The final answer is $\boxed{\sqrt{\frac{\mu g l (M+m)}{2M}}}$.

Explanation of the solution:

1. Initial State: The plank and block move together with velocity $v_0$ towards the fixed stop.
2. Collision: The plank undergoes a perfectly elastic collision with the fixed stop, reversing its velocity to $-v_0$. The block's velocity remains $v_0$.
3. Relative Motion: After the collision, the block moves right with $v_0$ and the plank moves left with $-v_0$. This creates a relative velocity of $2v_0$ (block relative to plank, to the right).
4. Friction and Acceleration: Kinetic friction acts to slow down the block relative to the plank and accelerate the plank.
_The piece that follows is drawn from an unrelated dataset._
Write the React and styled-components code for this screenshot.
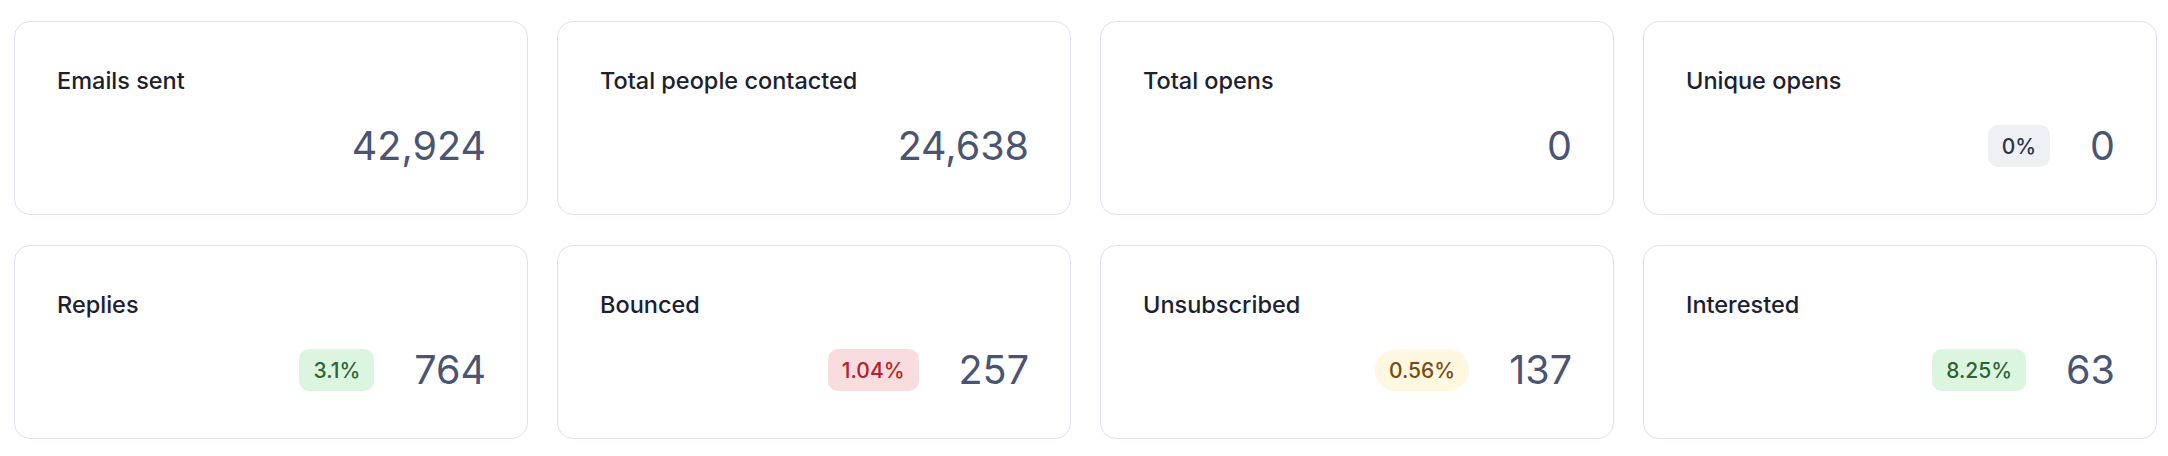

The relative acceleration is calculated.
5. No Sliding Condition: For the block not to slide off, its relative displacement (starting from end A, moving towards end B) must not exceed the plank's length $l$. The maximum $v_0$ occurs when the block just reaches end B and its relative velocity becomes zero.
6. Kinematics: Using the kinematic equation relating initial relative velocity, final relative velocity, relative acceleration, and relative displacement, the expression for $v_0$ is derived.